There were many men there, of many minds. They had many interests to guard, and many responsibilities to bear. But for a moment he carried them with him. They waved their hands and shouted assent.

It was only for a moment. “If all thought like you!” said one, an old, grave man. “But we have 700,000 people, and they are not soldiers or philosophers. They’re human men. It is laid on us to protect them, at whatever price to our National pride. If humiliation is the price that we must pay for our past carelessness, why, gentlemen, we must pay it, bitter though it is.”

So it was in New York, in Philadelphia, in a score of cities between and around them. Everywhere was the first outburst of fury and unrecking heroism, and then the sober second thought born not of cowardice but of cold logic. This north-eastern Atlantic seaboard with its chain of twelve million city dwellers, was no Holland to drown itself under its own sea in order to destroy its foe. These cities were no Moscows, to devour themselves in fire that the enemy might perish with them. This was the United States of America, and this was the Twentieth Century—and the men, no less brave, no less patriotic, faced the conditions of their place and time.

They faced it from Portland, Maine, to the Capes of Virginia. If the army could not stop the invader, they must fall.

They formed committees of safety. They wrestled with their top-heavy municipal machineries to make them answer the sharp need. Under the stress, all the defects of their political rule stood out uncompromisingly, not to be denied. Their over-staffed departments were lost in the ingenious mazes of their own contriving. There was only one answer to the inextricable, blind confusion. It was martial law.

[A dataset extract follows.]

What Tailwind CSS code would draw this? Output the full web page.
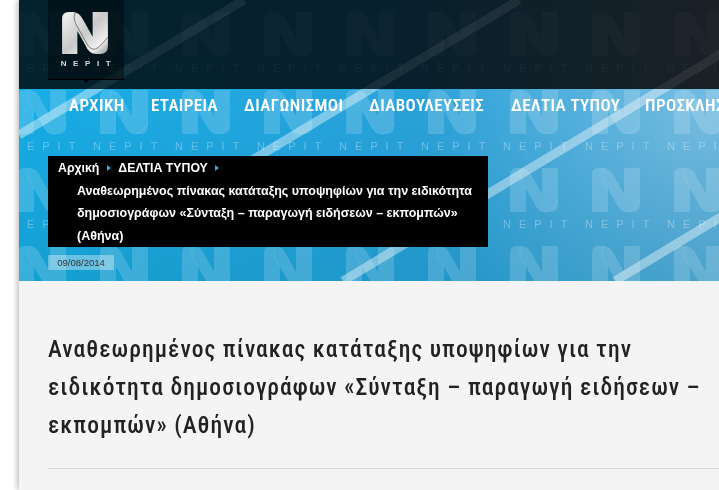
<!DOCTYPE html>
<html lang="el">
<head>
<meta charset="utf-8">
<title>ΝΕΡΙΤ</title>
<script src="https://cdn.jsdelivr.net/npm/@tailwindcss/browser@4"></script>
</head>
<body class="bg-white overflow-hidden h-[490px] w-[719px]">
<div class="ml-[19px] h-[490px] bg-[#f4f4f4] shadow-[-2px_0_5px_rgba(0,0,0,0.25)] overflow-hidden">
  <div class="relative h-[281px] w-[700px] overflow-hidden">
    <svg class="absolute inset-0" width="700" height="281" viewBox="0 0 700 281" aria-hidden="true">
      <defs>
        <linearGradient id="dark" x1="0" x2="1" y1="0" y2="0"><stop offset="0" stop-color="#03222e"/><stop offset="0.55" stop-color="#07202c"/><stop offset="1" stop-color="#1a2026"/></linearGradient>
        <linearGradient id="blue" x1="0" x2="1" y1="0" y2="0"><stop offset="0" stop-color="#17ade6"/><stop offset="0.6" stop-color="#2ba2da"/><stop offset="1" stop-color="#47a6d8"/></linearGradient>
        <radialGradient id="glow" gradientUnits="userSpaceOnUse" cx="680" cy="120" r="280"><stop offset="0" stop-color="#fff" stop-opacity="0.26"/><stop offset="1" stop-color="#fff" stop-opacity="0"/></radialGradient>
        <linearGradient id="shade" x1="0" x2="0" y1="0" y2="1"><stop offset="0" stop-color="#08628f" stop-opacity="0"/><stop offset="1" stop-color="#08708f" stop-opacity="0.22"/></linearGradient>
        <pattern id="pd" patternUnits="userSpaceOnUse" x="-8" y="12" width="82" height="78">
          <path d="M7 7Q7 0 14 0H18Q25 0 29 8L39 26V0H55V36Q55 44 47 44H43Q35 44 31 34L23 20V44H7Z" fill="#fff" fill-opacity="0.02"/>
          <text x="0" y="60" font-family="Liberation Sans" font-size="11" letter-spacing="8" fill="#fff" fill-opacity="0.035">NEPIT</text>
        </pattern>
        <pattern id="pb" patternUnits="userSpaceOnUse" x="-8" y="12" width="82" height="78">
          <path d="M7 7Q7 0 14 0H18Q25 0 29 8L39 26V0H55V36Q55 44 47 44H43Q35 44 31 34L23 20V44H7Z" fill="#fff" fill-opacity="0.16"/>
          <path d="M19 0Q15 6 18 12L31 34Q35 44 43 44Q50 42 55 32" fill="none" stroke="#fff" stroke-opacity="0.08"/>
          <text x="0" y="60" font-family="Liberation Sans" font-size="11" letter-spacing="8" fill="#fff" fill-opacity="0.3">NEPIT</text>
        </pattern>
        <clipPath id="cd"><rect width="700" height="89"/></clipPath>
        <clipPath id="cb"><rect y="89" width="700" height="192"/></clipPath>
      </defs>
      <rect width="700" height="89" fill="url(#dark)"/>
      <rect y="89" width="700" height="192" fill="url(#blue)"/>
      <rect y="89" width="700" height="192" fill="url(#glow)"/>
      <rect y="89" width="700" height="192" fill="url(#shade)"/>
      <rect width="700" height="89" fill="url(#pd)"/>
      <rect y="89" width="700" height="192" fill="url(#pb)"/>
      <g clip-path="url(#cd)" stroke="#fff" stroke-opacity="0.07" stroke-width="9">
        <path d="M0 135L225 0"/><path d="M230 162L500 0"/><path d="M324 281L780 7"/>
      </g>
      <g clip-path="url(#cb)" stroke="#fff" stroke-opacity="0.4" stroke-width="9">
        <path d="M0 135L225 0"/><path d="M230 162L500 0"/><path d="M324 281L780 7"/><path d="M596 281L720 206"/>
      </g>
    </svg>

    <div class="relative blur-[0.3px]">
      <header class="h-[89px] pl-[29px]">
        <div class="relative w-[76px] h-[80px] bg-black/40 border-b border-black flex flex-col items-center">
          <svg class="mt-[12px] ml-[-2px]" width="50" height="42" viewBox="0 0 48 44" aria-hidden="true">
            <defs>
              <linearGradient id="sil" x1="0" x2="1" y1="0" y2="1"><stop offset="0" stop-color="#f4f4f4"/><stop offset="0.5" stop-color="#c9c9c9"/><stop offset="0.8" stop-color="#f0f0f0"/><stop offset="1" stop-color="#8e8e8e"/></linearGradient>
            </defs>
            <path d="M0 7Q0 0 7 0H11Q18 0 22 8L32 26V0H48V36Q48 44 40 44H36Q28 44 24 34L16 20V44H0Z" fill="url(#sil)"/>
            <path d="M14 0Q11 6 14 12L27 35Q32 42 38 37Q44 32 48 26" fill="none" stroke="#777" stroke-width="1"/>
          </svg>
          <span class="mt-[4px] pl-[6px] text-[8px] leading-[12px] tracking-[6.6px] font-bold text-[#d8d8d8] font-['Liberation_Sans']">NEPIT</span>
          <span class="absolute left-1/2 -translate-x-[4px] top-full border-x-[4px] border-t-[4px] border-x-transparent border-t-black"></span>
        </div>
      </header>

      <nav class="h-[34px] pl-[50px] flex items-center gap-[26px] whitespace-nowrap text-white text-[17px] tracking-[0.4px] font-semibold font-['Roboto'] [font-stretch:75%]">
        <a class="w-[56px] shrink-0">ΑΡΧΙΚΗ</a>
        <a class="w-[67px] shrink-0">ΕΤΑΙΡΕΙΑ</a>
        <a class="w-[99px] shrink-0">ΔΙΑΓΩΝΙΣΜΟΙ</a>
        <a class="w-[116px] shrink-0">ΔΙΑΒΟΥΛΕΥΣΕΙΣ</a>
        <a class="w-[108px] shrink-0">ΔΕΛΤΙΑ ΤΥΠΟΥ</a>
        <a class="shrink-0">ΠΡΟΣΚΛΗΣΕΙΣ</a>
      </nav>

      <div class="ml-[29px] mt-[33px] w-[440px] h-[91px] bg-black text-white font-bold font-['Liberation_Sans'] text-[12.5px] leading-[22.5px] px-[10px] pt-[1px]">
        <div class="flex items-center text-[12.3px]">
          <span>Αρχική</span>
          <span class="mx-[7.5px] border-y-[3px] border-l-[4px] border-y-transparent border-l-[#29a9e0]"></span>
          <span>ΔΕΛΤΙΑ ΤΥΠΟΥ</span>
          <span class="mx-[7.5px] border-y-[3px] border-l-[4px] border-y-transparent border-l-[#29a9e0]"></span>
        </div>
        <p class="pl-[19px]">Αναθεωρημένος πίνακας κατάταξης υποψηφίων για την ειδικότητα δημοσιογράφων «Σύνταξη – παραγωγή ειδήσεων – εκπομπών» (Αθήνα)</p>
      </div>

      <div class="ml-[29px] mt-[8px] w-[66px] h-[15px] bg-white/35 text-[#333] text-[9.5px] leading-[15px] text-center font-['Liberation_Sans']">09/08/2014</div>
    </div>
  </div>

  <main class="pl-[29px] pt-[49px] blur-[0.3px]">
    <h1 class="text-[23.5px] leading-[38px] tracking-[1.05px] font-medium text-[#222] font-['Roboto'] [font-stretch:75%] w-[670px]">Αναθεωρημένος πίνακας κατάταξης υποψηφίων για την ειδικότητα δημοσιογράφων «Σύνταξη – παραγωγή ειδήσεων – εκπομπών» (Αθήνα)</h1>
    <hr class="mt-[24px] border-t border-[#d9d9d9]">
  </main>
</div>
</body>
</html>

Volunteers Who Could Not Even Be Shod

But here, too, there was inefficiency—inefficiency that had been cultivated and tended, like a plant, by politics through the heedless years. In the armories there were no reserve supplies of weapons or ammunition for the volunteers who came to offer their services. Although the United States government had given the States enough money annually for many years back to equip them to full war-strength; and although the militia nowhere had maintained even one-half of that strength, there were no reserves of blankets, of uniforms, of tents, of cots. Doctors who offered their services found that there was no place for them, because there were no ambulances, no field hospitals, no surgical instruments, no anæsthetics and no medicines. There had not been enough for the troops that took the field, though every company had less men than even its insufficient peace strength demanded.[44]